→ WHAT TO PRODUCE: Output each entry that follows exactly. Images stay out.

-- Start RECORDS FOR PROCESSING --

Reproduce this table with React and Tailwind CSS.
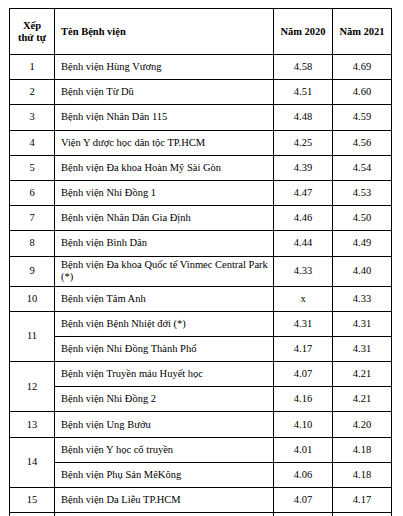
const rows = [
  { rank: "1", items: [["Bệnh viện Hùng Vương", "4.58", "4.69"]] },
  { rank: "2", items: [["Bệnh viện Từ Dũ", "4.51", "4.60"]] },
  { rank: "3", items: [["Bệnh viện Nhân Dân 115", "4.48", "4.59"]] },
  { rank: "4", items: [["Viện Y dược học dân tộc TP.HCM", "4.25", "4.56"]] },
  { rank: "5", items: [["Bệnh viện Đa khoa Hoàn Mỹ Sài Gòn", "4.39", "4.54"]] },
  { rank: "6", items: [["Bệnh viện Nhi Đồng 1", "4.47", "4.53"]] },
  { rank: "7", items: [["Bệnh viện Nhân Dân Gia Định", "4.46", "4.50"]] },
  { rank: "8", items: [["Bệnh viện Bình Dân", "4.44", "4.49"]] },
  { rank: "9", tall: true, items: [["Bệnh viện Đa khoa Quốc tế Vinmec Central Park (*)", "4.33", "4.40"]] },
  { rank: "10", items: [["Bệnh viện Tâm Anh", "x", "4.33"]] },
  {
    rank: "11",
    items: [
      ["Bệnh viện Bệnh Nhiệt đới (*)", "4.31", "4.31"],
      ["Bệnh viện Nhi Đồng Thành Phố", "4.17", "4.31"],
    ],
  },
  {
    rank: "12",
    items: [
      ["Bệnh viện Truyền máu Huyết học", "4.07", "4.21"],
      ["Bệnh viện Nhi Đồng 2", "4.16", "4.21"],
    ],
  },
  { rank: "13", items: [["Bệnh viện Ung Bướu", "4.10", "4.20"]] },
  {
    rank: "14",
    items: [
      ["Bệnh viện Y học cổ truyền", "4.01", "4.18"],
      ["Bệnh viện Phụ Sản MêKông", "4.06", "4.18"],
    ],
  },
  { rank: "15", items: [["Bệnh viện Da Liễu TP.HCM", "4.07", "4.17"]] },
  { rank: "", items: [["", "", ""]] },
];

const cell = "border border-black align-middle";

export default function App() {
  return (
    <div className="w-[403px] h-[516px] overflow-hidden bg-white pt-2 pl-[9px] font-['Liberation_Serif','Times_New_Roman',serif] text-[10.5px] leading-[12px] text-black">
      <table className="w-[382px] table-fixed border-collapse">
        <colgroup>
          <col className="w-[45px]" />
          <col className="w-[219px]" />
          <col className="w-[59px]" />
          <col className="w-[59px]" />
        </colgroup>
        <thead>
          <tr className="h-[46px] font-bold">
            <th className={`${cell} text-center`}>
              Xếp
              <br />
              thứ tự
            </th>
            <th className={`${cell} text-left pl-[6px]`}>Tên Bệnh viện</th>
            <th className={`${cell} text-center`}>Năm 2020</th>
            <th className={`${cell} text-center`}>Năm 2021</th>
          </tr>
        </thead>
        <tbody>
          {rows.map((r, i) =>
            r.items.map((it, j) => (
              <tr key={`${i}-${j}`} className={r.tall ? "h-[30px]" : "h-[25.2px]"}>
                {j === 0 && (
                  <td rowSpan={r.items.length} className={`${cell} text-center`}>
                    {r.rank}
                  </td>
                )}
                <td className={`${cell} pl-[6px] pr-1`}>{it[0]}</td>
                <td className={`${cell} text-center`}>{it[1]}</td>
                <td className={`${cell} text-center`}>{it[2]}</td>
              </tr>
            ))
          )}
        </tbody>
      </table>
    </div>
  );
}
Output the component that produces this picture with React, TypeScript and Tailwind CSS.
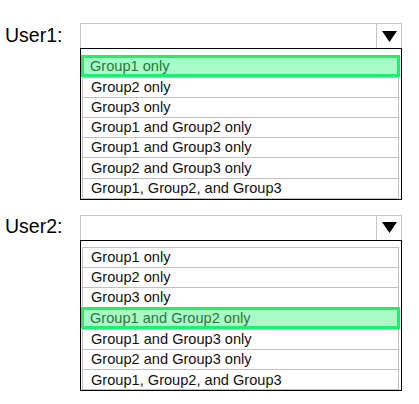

-- End RECORDS FOR PROCESSING --

→ EXERCISE SOLUTION:
Reproduce this table with React and Tailwind CSS.
const rows = [
  { rank: "1", items: [["Bệnh viện Hùng Vương", "4.58", "4.69"]] },
  { rank: "2", items: [["Bệnh viện Từ Dũ", "4.51", "4.60"]] },
  { rank: "3", items: [["Bệnh viện Nhân Dân 115", "4.48", "4.59"]] },
  { rank: "4", items: [["Viện Y dược học dân tộc TP.HCM", "4.25", "4.56"]] },
  { rank: "5", items: [["Bệnh viện Đa khoa Hoàn Mỹ Sài Gòn", "4.39", "4.54"]] },
  { rank: "6", items: [["Bệnh viện Nhi Đồng 1", "4.47", "4.53"]] },
  { rank: "7", items: [["Bệnh viện Nhân Dân Gia Định", "4.46", "4.50"]] },
  { rank: "8", items: [["Bệnh viện Bình Dân", "4.44", "4.49"]] },
  { rank: "9", tall: true, items: [["Bệnh viện Đa khoa Quốc tế Vinmec Central Park (*)", "4.33", "4.40"]] },
  { rank: "10", items: [["Bệnh viện Tâm Anh", "x", "4.33"]] },
  {
    rank: "11",
    items: [
      ["Bệnh viện Bệnh Nhiệt đới (*)", "4.31", "4.31"],
      ["Bệnh viện Nhi Đồng Thành Phố", "4.17", "4.31"],
    ],
  },
  {
    rank: "12",
    items: [
      ["Bệnh viện Truyền máu Huyết học", "4.07", "4.21"],
      ["Bệnh viện Nhi Đồng 2", "4.16", "4.21"],
    ],
  },
  { rank: "13", items: [["Bệnh viện Ung Bướu", "4.10", "4.20"]] },
  {
    rank: "14",
    items: [
      ["Bệnh viện Y học cổ truyền", "4.01", "4.18"],
      ["Bệnh viện Phụ Sản MêKông", "4.06", "4.18"],
    ],
  },
  { rank: "15", items: [["Bệnh viện Da Liễu TP.HCM", "4.07", "4.17"]] },
  { rank: "", items: [["", "", ""]] },
];

const cell = "border border-black align-middle";

export default function App() {
  return (
    <div className="w-[403px] h-[516px] overflow-hidden bg-white pt-2 pl-[9px] font-['Liberation_Serif','Times_New_Roman',serif] text-[10.5px] leading-[12px] text-black">
      <table className="w-[382px] table-fixed border-collapse">
        <colgroup>
          <col className="w-[45px]" />
          <col className="w-[219px]" />
          <col className="w-[59px]" />
          <col className="w-[59px]" />
        </colgroup>
        <thead>
          <tr className="h-[46px] font-bold">
            <th className={`${cell} text-center`}>
              Xếp
              <br />
              thứ tự
            </th>
            <th className={`${cell} text-left pl-[6px]`}>Tên Bệnh viện</th>
            <th className={`${cell} text-center`}>Năm 2020</th>
            <th className={`${cell} text-center`}>Năm 2021</th>
          </tr>
        </thead>
        <tbody>
          {rows.map((r, i) =>
            r.items.map((it, j) => (
              <tr key={`${i}-${j}`} className={r.tall ? "h-[30px]" : "h-[25.2px]"}>
                {j === 0 && (
                  <td rowSpan={r.items.length} className={`${cell} text-center`}>
                    {r.rank}
                  </td>
                )}
                <td className={`${cell} pl-[6px] pr-1`}>{it[0]}</td>
                <td className={`${cell} text-center`}>{it[1]}</td>
                <td className={`${cell} text-center`}>{it[2]}</td>
              </tr>
            ))
          )}
        </tbody>
      </table>
    </div>
  );
}
Output the component that produces this picture with React, TypeScript and Tailwind CSS.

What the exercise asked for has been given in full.